Foreign Investment involves an investment from other countries to enhance the economic culture of the country. Economic liberalization started in India in the wake of the 1991 economic crisis and since then FDI has steadily increased in India. It allows the individuals or companies from foreign countries to invest their money in the businesses of private Indian companies which ultimately results in the benefit of both the investors along with the companies bearing that investment.
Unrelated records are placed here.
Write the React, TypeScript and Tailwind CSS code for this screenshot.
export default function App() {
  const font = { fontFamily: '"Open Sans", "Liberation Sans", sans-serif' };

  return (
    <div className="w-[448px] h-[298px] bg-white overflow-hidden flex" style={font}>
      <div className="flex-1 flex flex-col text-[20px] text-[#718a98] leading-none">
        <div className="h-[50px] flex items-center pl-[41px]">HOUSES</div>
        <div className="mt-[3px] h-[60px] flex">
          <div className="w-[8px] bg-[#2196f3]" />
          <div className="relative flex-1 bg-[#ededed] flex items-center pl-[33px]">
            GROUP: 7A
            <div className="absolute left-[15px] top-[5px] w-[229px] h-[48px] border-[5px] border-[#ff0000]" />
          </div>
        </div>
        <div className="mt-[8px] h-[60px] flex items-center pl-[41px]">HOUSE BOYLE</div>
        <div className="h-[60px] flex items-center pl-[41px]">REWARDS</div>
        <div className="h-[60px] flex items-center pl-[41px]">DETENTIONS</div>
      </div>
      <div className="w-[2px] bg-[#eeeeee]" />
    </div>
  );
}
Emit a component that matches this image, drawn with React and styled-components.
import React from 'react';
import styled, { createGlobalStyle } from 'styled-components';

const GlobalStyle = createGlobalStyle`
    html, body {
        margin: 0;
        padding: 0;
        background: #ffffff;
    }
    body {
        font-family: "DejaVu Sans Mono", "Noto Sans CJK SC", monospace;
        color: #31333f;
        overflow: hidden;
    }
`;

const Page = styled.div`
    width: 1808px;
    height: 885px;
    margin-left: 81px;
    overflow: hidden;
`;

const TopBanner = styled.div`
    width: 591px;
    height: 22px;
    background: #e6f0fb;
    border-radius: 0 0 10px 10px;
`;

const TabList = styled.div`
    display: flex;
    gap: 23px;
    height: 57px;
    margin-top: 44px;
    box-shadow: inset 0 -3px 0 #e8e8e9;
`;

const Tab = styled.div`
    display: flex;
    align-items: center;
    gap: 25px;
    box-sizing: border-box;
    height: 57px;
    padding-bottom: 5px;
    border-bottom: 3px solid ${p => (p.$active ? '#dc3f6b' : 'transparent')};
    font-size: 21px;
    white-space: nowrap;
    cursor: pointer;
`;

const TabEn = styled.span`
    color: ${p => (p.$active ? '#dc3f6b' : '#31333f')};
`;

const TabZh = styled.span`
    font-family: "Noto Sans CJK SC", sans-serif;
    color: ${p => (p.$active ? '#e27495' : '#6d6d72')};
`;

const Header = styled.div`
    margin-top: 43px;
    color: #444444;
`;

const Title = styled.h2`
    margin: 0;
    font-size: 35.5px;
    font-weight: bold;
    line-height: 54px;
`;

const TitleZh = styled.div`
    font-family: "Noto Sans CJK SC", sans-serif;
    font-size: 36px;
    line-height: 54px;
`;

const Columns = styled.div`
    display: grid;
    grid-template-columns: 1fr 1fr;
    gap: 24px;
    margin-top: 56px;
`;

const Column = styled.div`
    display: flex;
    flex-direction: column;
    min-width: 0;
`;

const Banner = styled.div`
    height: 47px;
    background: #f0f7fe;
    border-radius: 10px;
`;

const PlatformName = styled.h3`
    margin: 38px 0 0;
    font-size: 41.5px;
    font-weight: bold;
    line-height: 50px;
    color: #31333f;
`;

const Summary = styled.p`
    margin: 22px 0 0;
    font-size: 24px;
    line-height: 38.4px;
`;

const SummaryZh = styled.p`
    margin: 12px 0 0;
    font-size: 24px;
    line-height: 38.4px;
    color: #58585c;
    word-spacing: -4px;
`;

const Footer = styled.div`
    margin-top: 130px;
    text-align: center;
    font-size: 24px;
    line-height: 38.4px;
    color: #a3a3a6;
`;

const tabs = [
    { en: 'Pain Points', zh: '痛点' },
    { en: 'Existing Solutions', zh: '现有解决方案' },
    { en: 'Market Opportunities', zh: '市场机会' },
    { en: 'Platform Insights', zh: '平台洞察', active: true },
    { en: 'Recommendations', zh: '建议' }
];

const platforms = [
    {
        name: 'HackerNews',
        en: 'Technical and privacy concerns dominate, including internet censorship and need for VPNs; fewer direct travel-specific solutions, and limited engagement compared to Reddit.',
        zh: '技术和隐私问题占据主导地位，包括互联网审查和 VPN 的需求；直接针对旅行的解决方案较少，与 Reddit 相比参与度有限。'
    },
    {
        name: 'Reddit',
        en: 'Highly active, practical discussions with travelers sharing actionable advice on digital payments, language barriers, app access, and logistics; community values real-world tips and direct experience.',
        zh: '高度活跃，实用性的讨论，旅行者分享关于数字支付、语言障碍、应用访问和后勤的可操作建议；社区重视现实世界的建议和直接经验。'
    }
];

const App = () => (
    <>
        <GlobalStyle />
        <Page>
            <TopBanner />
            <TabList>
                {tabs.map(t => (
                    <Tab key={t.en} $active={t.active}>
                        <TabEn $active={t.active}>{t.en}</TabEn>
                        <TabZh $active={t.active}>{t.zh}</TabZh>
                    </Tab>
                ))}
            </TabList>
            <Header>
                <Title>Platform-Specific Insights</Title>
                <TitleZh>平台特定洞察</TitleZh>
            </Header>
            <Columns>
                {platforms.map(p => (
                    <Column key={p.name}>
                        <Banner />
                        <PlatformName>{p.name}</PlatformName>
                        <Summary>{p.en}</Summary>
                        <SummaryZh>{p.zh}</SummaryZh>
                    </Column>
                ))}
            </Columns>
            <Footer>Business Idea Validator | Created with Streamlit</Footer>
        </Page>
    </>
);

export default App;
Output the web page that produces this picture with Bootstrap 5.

Under it, the various multinational companies had opened their branches or production houses in other countries along with other monetary investments also, which results in the expansion and diversification of their business.
TYPES OF FOREIGN INVESTMENT-
There are different kinds of foreign investments-
- Foreign Direct Investment- The direct investment is in physical form which remains long-lasting and is considered as more concrete as it authorized the investors to have their controlling in that particular investment and get it to operate according to them-
- Opening factories, industries, buildings, and other business operations in other countries as their investments.
- Acquiring already existed business or interest in the India companies
It is further divided into two forms-
- Inward investment- Under it, foreign companies or individuals invest in India
- Outward investment- Under it, Indian companies or individuals make their investment abroad.
- Foreign Indirect Investment- This is a kind of non-long-lasting investment as under it investor doesn’t owe the factories or buildings in another country but just invest in the shares of the foreign stock exchange which can be sell to other on the circumstantial requirements that’s why it is not considered as a long-lasting mode of investment.
ROUTE OF INVESTMENT IN INDIA-
In India foreign investors can invest through two routes-
- Automatic route- If an investor is going to invest through an automatic route then he needs no prior permission of the government and can invest according to his and recipients’ requirement.
- Government route- under this government needs the prior-permission of government to invest in India.
FDI INFLOWS IN INDIA-
FDI inflows in India increased to $55.56 bn. in 2015-16, $60.22 billion in 2016-17, $60.97 bn. in 2017-18 and the country registered its highest ever FDI inflow of $62.00 bn. (provisional figure) during the last Financial Year 2018-19, this data indicates that the practice of foreign investment is increasing rapidly in India which indicates that it is benefitting our country that’s why it is gaining that much popularity here, so it needs to be promote to give more well-being to our business companies.
AUTHORITY RESPONSIBLE FOR ITS REGULATION IN INDIA-
Foreign Exchange Management Act, (FEMA) 2000 is the authority responsible for making a track of the foreign investment in India which is further governed by the Reserve Bank of India.
RBI introduced FEMA in 1999 to make the checks and balances for foreign investment in India, which officially came into existence on 1 July 2000 by replacing the previous FERA act, (Foreign Exchange and Regulation Act) and sets the following guidelines-
- FEMA doesn’t apply to the Indian citizens who are not residing in India.
- Under FEMA central government is authorized to set the restrictions.
- It authorized the central government to supervise three things- payment made to outside India or received from them, foreign exchange, and foreign security deals.
- It requires the prior permission of RBI before taking the foreign exchange.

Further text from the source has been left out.